-- start --

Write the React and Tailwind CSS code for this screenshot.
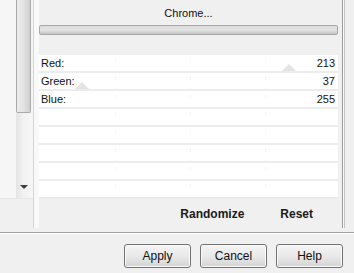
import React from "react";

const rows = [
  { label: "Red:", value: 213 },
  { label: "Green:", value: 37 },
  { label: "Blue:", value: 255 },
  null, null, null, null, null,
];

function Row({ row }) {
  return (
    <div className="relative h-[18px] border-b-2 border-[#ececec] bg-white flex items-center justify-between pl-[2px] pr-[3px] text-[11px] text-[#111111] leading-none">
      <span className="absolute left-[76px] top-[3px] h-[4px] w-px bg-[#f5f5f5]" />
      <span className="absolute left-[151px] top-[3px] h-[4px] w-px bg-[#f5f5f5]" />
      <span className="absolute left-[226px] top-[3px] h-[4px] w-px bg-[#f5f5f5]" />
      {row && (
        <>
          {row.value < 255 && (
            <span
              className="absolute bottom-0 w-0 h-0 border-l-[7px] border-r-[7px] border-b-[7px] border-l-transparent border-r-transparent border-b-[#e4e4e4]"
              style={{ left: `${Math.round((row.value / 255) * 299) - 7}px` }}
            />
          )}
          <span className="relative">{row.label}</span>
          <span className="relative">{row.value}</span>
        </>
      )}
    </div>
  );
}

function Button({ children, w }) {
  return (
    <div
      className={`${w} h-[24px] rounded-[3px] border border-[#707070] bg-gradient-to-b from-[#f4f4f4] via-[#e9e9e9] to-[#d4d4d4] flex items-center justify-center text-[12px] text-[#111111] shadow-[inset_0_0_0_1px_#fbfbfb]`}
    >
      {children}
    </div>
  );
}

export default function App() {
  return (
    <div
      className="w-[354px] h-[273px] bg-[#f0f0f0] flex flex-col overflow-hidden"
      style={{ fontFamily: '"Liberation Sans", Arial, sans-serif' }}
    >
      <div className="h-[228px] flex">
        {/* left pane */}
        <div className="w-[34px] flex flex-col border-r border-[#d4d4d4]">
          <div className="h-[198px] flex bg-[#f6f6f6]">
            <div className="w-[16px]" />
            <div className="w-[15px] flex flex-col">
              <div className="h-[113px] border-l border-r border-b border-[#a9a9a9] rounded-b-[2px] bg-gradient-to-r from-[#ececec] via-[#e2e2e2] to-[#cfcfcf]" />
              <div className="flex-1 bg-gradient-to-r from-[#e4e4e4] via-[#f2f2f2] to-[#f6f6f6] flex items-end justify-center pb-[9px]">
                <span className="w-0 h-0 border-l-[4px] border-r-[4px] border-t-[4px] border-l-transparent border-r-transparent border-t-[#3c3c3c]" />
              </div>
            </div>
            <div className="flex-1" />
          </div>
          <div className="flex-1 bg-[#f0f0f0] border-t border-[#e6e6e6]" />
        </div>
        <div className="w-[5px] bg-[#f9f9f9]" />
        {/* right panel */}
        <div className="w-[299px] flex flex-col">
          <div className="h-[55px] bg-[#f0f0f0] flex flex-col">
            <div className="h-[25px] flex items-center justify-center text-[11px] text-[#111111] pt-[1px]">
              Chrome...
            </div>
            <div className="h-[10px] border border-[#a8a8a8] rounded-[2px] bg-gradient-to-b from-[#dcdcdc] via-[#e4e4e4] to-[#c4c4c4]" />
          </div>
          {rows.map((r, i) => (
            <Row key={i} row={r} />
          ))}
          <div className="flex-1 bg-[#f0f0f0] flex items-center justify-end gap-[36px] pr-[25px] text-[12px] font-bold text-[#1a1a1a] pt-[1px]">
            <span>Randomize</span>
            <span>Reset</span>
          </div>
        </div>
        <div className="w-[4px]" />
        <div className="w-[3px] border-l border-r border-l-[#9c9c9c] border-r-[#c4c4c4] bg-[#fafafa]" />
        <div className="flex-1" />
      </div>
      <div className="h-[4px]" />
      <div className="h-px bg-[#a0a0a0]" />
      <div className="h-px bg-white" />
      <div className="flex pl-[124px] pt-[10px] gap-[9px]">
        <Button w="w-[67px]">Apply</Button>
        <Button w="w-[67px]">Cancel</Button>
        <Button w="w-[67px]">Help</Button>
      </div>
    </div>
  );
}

-- end --

*Exercise directions*:
Images should not appear in the copy; retype the listing above exactly.

*Written solution*:
Write the React and Tailwind CSS code for this screenshot.
import React from "react";

const rows = [
  { label: "Red:", value: 213 },
  { label: "Green:", value: 37 },
  { label: "Blue:", value: 255 },
  null, null, null, null, null,
];

function Row({ row }) {
  return (
    <div className="relative h-[18px] border-b-2 border-[#ececec] bg-white flex items-center justify-between pl-[2px] pr-[3px] text-[11px] text-[#111111] leading-none">
      <span className="absolute left-[76px] top-[3px] h-[4px] w-px bg-[#f5f5f5]" />
      <span className="absolute left-[151px] top-[3px] h-[4px] w-px bg-[#f5f5f5]" />
      <span className="absolute left-[226px] top-[3px] h-[4px] w-px bg-[#f5f5f5]" />
      {row && (
        <>
          {row.value < 255 && (
            <span
              className="absolute bottom-0 w-0 h-0 border-l-[7px] border-r-[7px] border-b-[7px] border-l-transparent border-r-transparent border-b-[#e4e4e4]"
              style={{ left: `${Math.round((row.value / 255) * 299) - 7}px` }}
            />
          )}
          <span className="relative">{row.label}</span>
          <span className="relative">{row.value}</span>
        </>
      )}
    </div>
  );
}

function Button({ children, w }) {
  return (
    <div
      className={`${w} h-[24px] rounded-[3px] border border-[#707070] bg-gradient-to-b from-[#f4f4f4] via-[#e9e9e9] to-[#d4d4d4] flex items-center justify-center text-[12px] text-[#111111] shadow-[inset_0_0_0_1px_#fbfbfb]`}
    >
      {children}
    </div>
  );
}

export default function App() {
  return (
    <div
      className="w-[354px] h-[273px] bg-[#f0f0f0] flex flex-col overflow-hidden"
      style={{ fontFamily: '"Liberation Sans", Arial, sans-serif' }}
    >
      <div className="h-[228px] flex">
        {/* left pane */}
        <div className="w-[34px] flex flex-col border-r border-[#d4d4d4]">
          <div className="h-[198px] flex bg-[#f6f6f6]">
            <div className="w-[16px]" />
            <div className="w-[15px] flex flex-col">
              <div className="h-[113px] border-l border-r border-b border-[#a9a9a9] rounded-b-[2px] bg-gradient-to-r from-[#ececec] via-[#e2e2e2] to-[#cfcfcf]" />
              <div className="flex-1 bg-gradient-to-r from-[#e4e4e4] via-[#f2f2f2] to-[#f6f6f6] flex items-end justify-center pb-[9px]">
                <span className="w-0 h-0 border-l-[4px] border-r-[4px] border-t-[4px] border-l-transparent border-r-transparent border-t-[#3c3c3c]" />
              </div>
            </div>
            <div className="flex-1" />
          </div>
          <div className="flex-1 bg-[#f0f0f0] border-t border-[#e6e6e6]" />
        </div>
        <div className="w-[5px] bg-[#f9f9f9]" />
        {/* right panel */}
        <div className="w-[299px] flex flex-col">
          <div className="h-[55px] bg-[#f0f0f0] flex flex-col">
            <div className="h-[25px] flex items-center justify-center text-[11px] text-[#111111] pt-[1px]">
              Chrome...
            </div>
            <div className="h-[10px] border border-[#a8a8a8] rounded-[2px] bg-gradient-to-b from-[#dcdcdc] via-[#e4e4e4] to-[#c4c4c4]" />
          </div>
          {rows.map((r, i) => (
            <Row key={i} row={r} />
          ))}
          <div className="flex-1 bg-[#f0f0f0] flex items-center justify-end gap-[36px] pr-[25px] text-[12px] font-bold text-[#1a1a1a] pt-[1px]">
            <span>Randomize</span>
            <span>Reset</span>
          </div>
        </div>
        <div className="w-[4px]" />
        <div className="w-[3px] border-l border-r border-l-[#9c9c9c] border-r-[#c4c4c4] bg-[#fafafa]" />
        <div className="flex-1" />
      </div>
      <div className="h-[4px]" />
      <div className="h-px bg-[#a0a0a0]" />
      <div className="h-px bg-white" />
      <div className="flex pl-[124px] pt-[10px] gap-[9px]">
        <Button w="w-[67px]">Apply</Button>
        <Button w="w-[67px]">Cancel</Button>
        <Button w="w-[67px]">Help</Button>
      </div>
    </div>
  );
}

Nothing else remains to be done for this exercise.